The group says the wall acts as a “major political instrument for furthering Israeli annexationist goals”, adding that it serves for Israel’s annexation of almost 10 percent of the West Bank.
Restrictions on farmers
Salfit’s olive oil industry brings in about $1.5m each year. The olive season is not over yet, yet the municipality estimates that 150 farmers have lost at least a quarter of their usual annual yield so far. By the end of the olive season next month, this loss would reach more than half of their annual yield.
About a quarter of Salfit’s population work as labourers in the olive industry and their livelihoods have also been hit hard, with poor rains compounding the problem.
Hassan, the farmer, said that while was been able to harvest the olives from his trees on land in the Ad-Darajeh area of Salfit near the separation wall, a shortage of rainfall affected production.
“Normally, I produce about 20 large plastic containers of olive oil, but this year I will only produce about six to seven containers,” added Hassan. “I think next year’s harvest will also be poor because of the settlers and their continued destruction of our trees.”
Salfit Mayor Abdelkarim Zubeidi said that in addition to the settlers’ acts of vandalism, including the destruction of 500 olive trees over the past six weeks, the farmers have struggled to reach their lands due to severe restrictions by the Civil Administration – the Israeli army’s administrative body in the West Bank.
“At some of the gates, the administration gives the farmers very short periods of time to enter their lands and harvest the olives, approximately 20 minutes three times a day which is not enough time for the farmers to reach their land, prepare it and pick their olives,” Zubeidi told Al Jazeera.
“Also, even when we are given specific times, the soldiers don’t show up to let the farmers through the gates or they tell us to come tomorrow and then they don’t arrive on time if at all.”
Climate restrictions
In a statement earlier this month, the International Committee of the Red Cross said that “on top of the ongoing restrictions and violence, climate change and changing weather patterns have further deepened the crisis” for Palestinian farmers.
“The year 2020 has witnessed an exceptionally poor olive harvest season, with over a 55% decrease in the harvest yield. This has been attributed to the alternate fruit-bearing ‘on and off seasons’, coupled with uneven rainfall distribution and temperature extremes during the growing cycle.”
For Ahmed Maraita, a 42-year-old employee at the Salfit municipality, farming his olives is an extra source of income.
His land is situated in the Abdulrahman Valley area of Salfit, part of which is located near the separation wall, so he has been able to access it without trying to fit into the Civil Administration’s draconian schedule.
“While I haven’t had problems picking olives like those farmers on the other side of the separation wall, the constant problems with the Israelis have taken away the community spirit and joy of picking olives, and families no longer gather the way they used to,” said Maraita, who was joined at the field by his son and mother.
Another farmer, Mahmoud Jadallah, 49, recently purchased land farmed with olive trees in the Wadi Salamah Valley of Salfit.
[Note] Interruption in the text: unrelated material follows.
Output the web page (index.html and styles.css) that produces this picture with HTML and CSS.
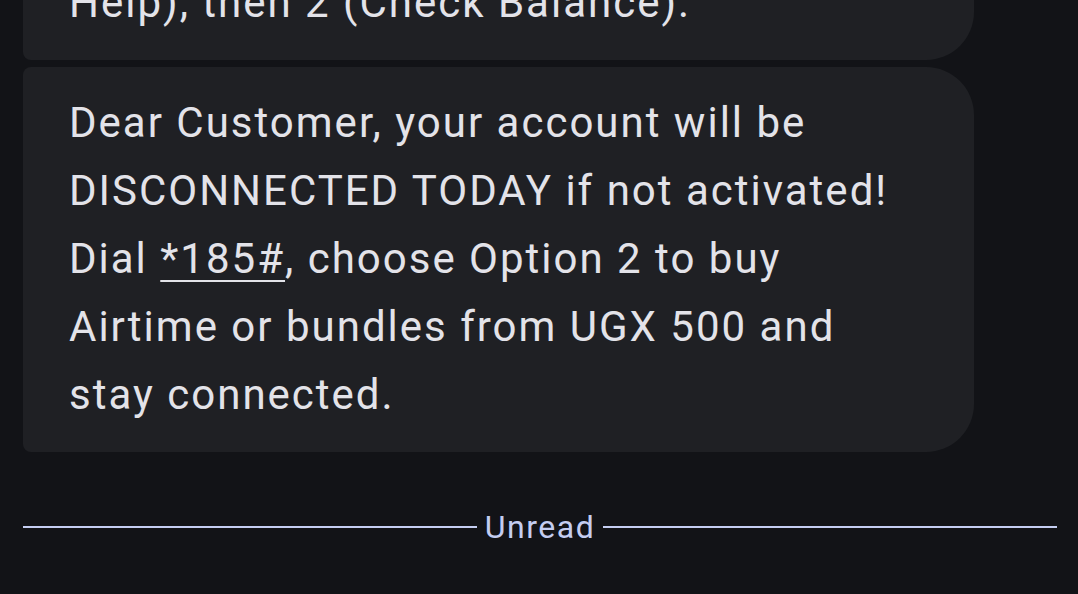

He is optimistic about his new venture.
“I haven’t had time to work the land, and this is my first harvest ever, so I can’t judge how much the yield should be this year,” Jadallah, a general in the Palestinian Authority (PA) security forces, told Al Jazeera.
“But I believe that if you work the land and treat it well, you will be rewarded.”
The farmers, other village volunteers and left-wing Israeli activists have not taken the Israeli restrictions passively and tried to enter their restricted fields several weeks ago when the olive season began.
The situation ended violently when some of the activists were assaulted and arrested by Israeli soldiers after they tried to cross a cordoned-off area.
“The soldiers were very harsh and brutal with us and prevented officials from the PA from entering the area,” said Snono.
“They are trying to destroy the deep connection we have with our land as well as our livelihoods in the hope they can drive us out,” he added.
However, despite the ongoing struggle to reach their land and olive trees, the people of Salfit remain defiant and determined.
“We are optimistic that in the end, the settlers will have to leave the lands they have occupied, and the rightful owners will one day be able to farm freely because there is no occupation that has ever lasted permanently,” said Zubeidi, the mayor of Sulfit.
“This land and its identity are Palestinian and Arab.”